UNION BATTLES INMATES WHO WANT TO WORK AS FIREFIGHTERS.

AuthorBoehm, Eric
PositionPOLICY - California Professional Firefighters Association

EACH SUMMER, WHEN wildfires sweep through parts of the state, thousands of inmates from the California Department of Corrections are deployed to work alongside the professional firefighters to battle the blazes. The professionals earn an average of $74,000 annually in the Golden State, while the inmates settle for $3 per day--and that's not even the worst inequality in the system. When they get out of prison, those same men and women are barred from pursuing careers as a fire-fighter or emergency medical technician, thanks to a California law that prohibits anyone with a criminal record from working in those professions.
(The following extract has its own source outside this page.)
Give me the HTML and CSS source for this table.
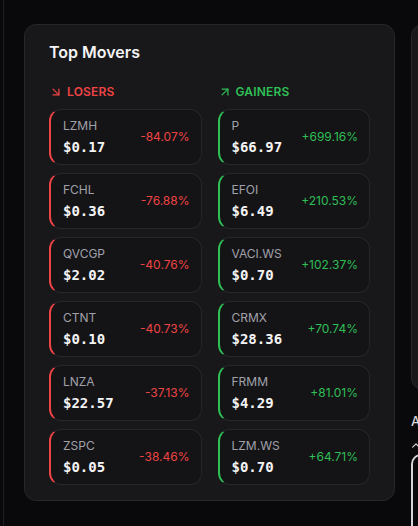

It's an arrangement the professionals are pushing to maintain. After last year's devastating wildfires in many parts of the state, California lawmakers took a serious look at lifting the ban on letting formerly incarcerated individuals work as firefighters, but opposition from fire-fighters unions killed the effort.

"Good for them that they can work to repay their debt to society in this fashion, but that's not the same thing as a fire-fighter," Carroll Willis, communications director for the California Professional Firefighters Association, told a local TV station in Sacramento. "Firefighters are sworn officers. They take an oath and can and should be held to the highest possible standard."

That's as callous as it is misleading. In Willis' view, an inmate can be trusted to fight fires--but the same person, once released from prison, cannot?